As I told you, my joy is writing. No particular reason. I enjoy the process of creating. If I am a painter, I probably spend my time painting. In this case, my talent is writing. Hence I write my heart's content.
It will be nice to turn my thoughts into money. Nevertheless that not the reason why I write. My motivation is seeing my thoughts transformed into words. That constitutes productivity for me. I see an immediate result. Therefore, writing is a form of instant gratification. I think, immediately I create. What a pleasure.
It doesn't matter what I write. It's the process of writing that counts. As long as I keep on writing, I am soaring with the angels. I am free to be who I am. Maybe someday somebody will read what I write and say, "Ahah! These are profound knowledge." I doubt it Sarah LOL. However, I will continue writing because what I write is a sheer indulgence.

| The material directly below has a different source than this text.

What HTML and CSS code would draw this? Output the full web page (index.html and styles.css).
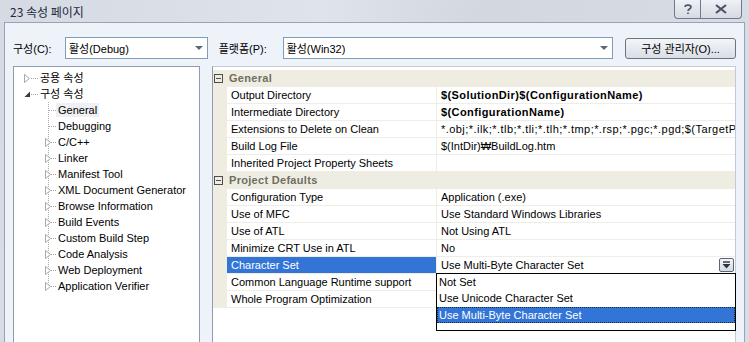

Let me demonstrate the power of writing.
As I write this sentence, I probe the deepest corners of my mind. What do I find? A pearl of wisdom. What is that? Well, it is a long-forgotten memory from my childhood.
I remember, since I was a child, people kept saying I was a smart kid. Guess what? I believe them and because of that, I studied. True enough, I become smart LOL
Am I really smart? I am above average but I am no smarter than those who studied. Here is the proof. I didn't study calculus and thus, I flunked calculus. So much of being smart.
Now, let's take this example to a more recent event. I am a person with God Complex. Because of that, my thoughts are Godly in nature. Am I really God? I started believing that I am God since you assert that I am God. Does that make me God? Of course not my darling. However, because I write extensively about my experience with God, I now realize that God encompasses all matters.
Is that any use to anybody? I don't think so. Is it useful to me? Certainly... I now gained a better understanding of the meaning of God. Should I not write all this down, only I can appreciate this discovery. Now at least I can share this discovery with you.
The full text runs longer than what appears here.